There are different sorts of barriers that unbelievers have towards the Gospel. Some are intellectual, and some are emotional. Imagine a man whose wife left him for another man and whose mother recently passed away after a long, agonizing battle with cancer. This man may not have as many intellectual objections to the faith, but he will almost certainly be dealing with the problem of pain. Another person may have heard that the Bible is historically unreliable, and the best answer to his question may be just to answer his question without delving into an in-depth discussion on epistemology (although the conversation may eventually get to that point).
- It is easy to confuse proof and persuasion.
This may seem like a tedious distinction, but it is absolutely crucial. To prove something is to create an argument that is sound and cannot be overturned. To persuade a person of something is to cause them to accept your conclusion as their own. It is far to easy for us to think that if we can prove something that we can also persuade someone of it. However, this is not the case. We know that "The heavens declare the glory of God and the sky above proclaims his handiwork" (Psalm 19.1) and that God's "eternal power and divine nature have been clearly perceived ever since the creation of the world in the things that have been made" (Romans 1.20). God uses the entire universe to prove His existence, but men can reject this clear proof for God's existence and darken their hearts. Likewise, we can present proof of God's existence without persuading the unbeliever. The perfect argument will not replace a heart of stone with a heart of flesh.
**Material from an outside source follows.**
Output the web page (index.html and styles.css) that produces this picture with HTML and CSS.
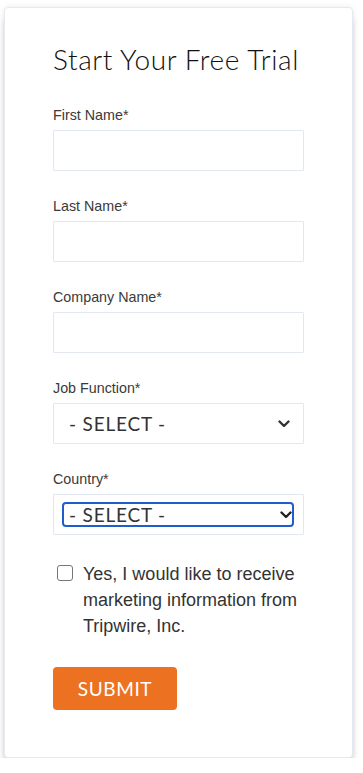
FILE: index.html
```html
<!DOCTYPE html>
<html lang="en">
<head>
<meta charset="utf-8">
<title>Start Your Free Trial</title>
<link rel="stylesheet" href="styles.css">
</head>
<body>
<div class="page">
  <form class="card">
    <h1 class="title">Start Your Free Trial</h1>

    <div class="field">
      <label class="label" for="fn">First Name*</label>
      <input class="input" id="fn" type="text">
    </div>

    <div class="field">
      <label class="label" for="ln">Last Name*</label>
      <input class="input" id="ln" type="text">
    </div>

    <div class="field">
      <label class="label" for="cn">Company Name*</label>
      <input class="input" id="cn" type="text">
    </div>

    <div class="field">
      <label class="label" for="jf">Job Function*</label>
      <div class="select-wrap">
        <select class="select" id="jf"><option>- SELECT -</option></select>
        <svg class="chev" width="12" height="8" viewBox="0 0 12 8"><path d="M1.5 1.5 L6 6 L10.5 1.5" fill="none" stroke="#333" stroke-width="2.4" stroke-linecap="round" stroke-linejoin="round"/></svg>
      </div>
    </div>

    <div class="field">
      <label class="label" for="co">Country*</label>
      <div class="select-box">
        <div class="select-focus">
          <select class="select-inner" id="co"><option>- SELECT -</option></select>
          <svg class="chev2" width="12" height="8" viewBox="0 0 12 8"><path d="M1.5 1.5 L6 6 L10.5 1.5" fill="none" stroke="#222" stroke-width="2.4" stroke-linecap="round" stroke-linejoin="round"/></svg>
        </div>
      </div>
    </div>

    <label class="optin">
      <span class="box"></span>
      <span class="optin-text">Yes, I would like to receive marketing information from Tripwire, Inc.</span>
    </label>

    <button type="button" class="submit">SUBMIT</button>
  </form>
</div>
</body>
</html>
```

FILE: styles.css
```css
html, body {
  margin: 0;
  padding: 0;
  background: #ffffff;
}

.page {
  padding: 7px 0 0 4px;
}

.card {
  box-sizing: border-box;
  width: 349px;
  height: 751px;
  background: #fff;
  border: 1px solid #e6eaf0;
  border-radius: 4px;
  box-shadow: 0 9px 8px -3px rgba(0,0,0,0.32), 0 0 6px rgba(0,0,0,0.08);
  padding: 34px 0 0 48px;
  display: flex;
  flex-direction: column;
  align-items: flex-start;
}

.title {
  margin: 0 0 30px 0;
  font-family: "Lato", "Noto Sans", sans-serif;
  font-weight: 300;
  font-size: 28px;
  line-height: 34px;
  color: #111;
  letter-spacing: 0.6px;
}

.field {
  display: flex;
  flex-direction: column;
  margin-bottom: 26px;
}

.label {
  font-family: "Liberation Sans", Arial, sans-serif;
  font-size: 14.3px;
  line-height: 18px;
  color: #3a3a3a;
  margin-bottom: 6px;
}

.input {
  box-sizing: border-box;
  width: 251px;
  height: 41px;
  border: 1px solid #e3e8f0;
  border-radius: 1px;
  background: #fff;
  margin: 0;
  padding: 0 10px;
  outline: none;
}

.select-wrap {
  position: relative;
  width: 251px;
  height: 41px;
}

.select {
  box-sizing: border-box;
  -webkit-appearance: none;
  appearance: none;
  width: 251px;
  height: 41px;
  border: 1px solid #e3e8f0;
  border-radius: 1px;
  background: #fff;
  margin: 0;
  padding: 0 0 0 15px;
  font-family: "Lato", "Noto Sans", sans-serif;
  font-size: 19px;
  color: #333;
  letter-spacing: 0.8px;
  outline: none;
}

.chev {
  position: absolute;
  left: 225px;
  top: 17px;
}

.select-box {
  box-sizing: border-box;
  width: 251px;
  height: 41px;
  border: 1px solid #e3e8f0;
  border-radius: 1px;
  padding: 7px 9px 0 8px;
}

.select-focus {
  position: relative;
  height: 25px;
}

.select-inner {
  box-sizing: border-box;
  -webkit-appearance: none;
  appearance: none;
  width: 232px;
  height: 25px;
  border: 2px solid #1f5ccc;
  border-radius: 4px;
  background: #fff;
  margin: 0;
  padding: 0 0 0 5px;
  font-family: "Lato", "Noto Sans", sans-serif;
  font-size: 19px;
  line-height: 21px;
  color: #333;
  letter-spacing: 0.8px;
  outline: none;
}

.chev2 {
  position: absolute;
  left: 218px;
  top: 9px;
}

.optin {
  display: flex;
  align-items: flex-start;
  gap: 10px;
  margin: 0 0 28px 4px;
  width: 250px;
}

.box {
  flex: none;
  box-sizing: border-box;
  width: 16px;
  height: 16px;
  border: 1.5px solid #767676;
  border-radius: 3px;
  margin-top: 4px;
  background: #fff;
}

.optin-text {
  font-family: "Liberation Sans", Arial, sans-serif;
  font-size: 18px;
  line-height: 26px;
  color: #333;
}

.submit {
  box-sizing: border-box;
  width: 124px;
  height: 43px;
  border: none;
  border-radius: 4px;
  background: #ec7222;
  color: #fff;
  font-family: "Lato", "Noto Sans", sans-serif;
  font-size: 19px;
  font-weight: 400;
  letter-spacing: 0.6px;
  padding: 0;
  margin: 0;
}
```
Positives of Evidentialism
Definition: Evidentialism is the method of apologetics which presents the unbeliever with evidence for the reliability of the Christian faith.
- Evidentialism recognizes that Christianity is based in historic events.
Christianity is grounded in the fact that certain things happened in real time and space. Evidentialism understands that there are certain facts and propositions that one must accept in order to become a Christian.
- Evidentialism encourages study of Scripture and its context.
Since the evidentialist is seeking to prove Scripture's internal consistency and its historical reliability, he must know his Bible know his history.
Negatives of Evidentialism
- Evidentialism places too much credit in the mind of fallen man.
We believe that we are totally depraved - that is that sin affects our entire being, including the mind. Evedentialism assumes that if we give the unbeliever sufficient evidence, we can persuade him. However, this is utterly false. God alone opens and shuts the eyes of our hearts. Faith is not a matter of having 51% of our evidence supporting Christianity and only 49% opposing it; but it is a matter of God regenerating us and making us able to understand the truth.
- Evidentialism ultimately has no defense against materialism.
Many times, evidentialists appeal to the idea of an uncaused first cause to prove the existence of God. However, when a materialist comes along and says that the stuff the universe is made of is eternal, the evedentialist runs out of evidence. You cannot tackle the issue of first causes without the presuppositional argument
In conclusion, every person is different, with a unique personality and background, so we must address them as individuals. We cannot simply commit ourselves to a specific apologetic method and blast away at the unbeliever. To do so is not only foolish, but it also shows that we have a greater desire to prove ourselves right and the unbeliever wrong than to give glory to God by our witness. We have seen that both of the major competing schools of apologetics have advantages and disadvantages. There is no universally "right" way to do apologetics except to preach Christ and Him crucified and resurrected and let the Holy Spirit do the work.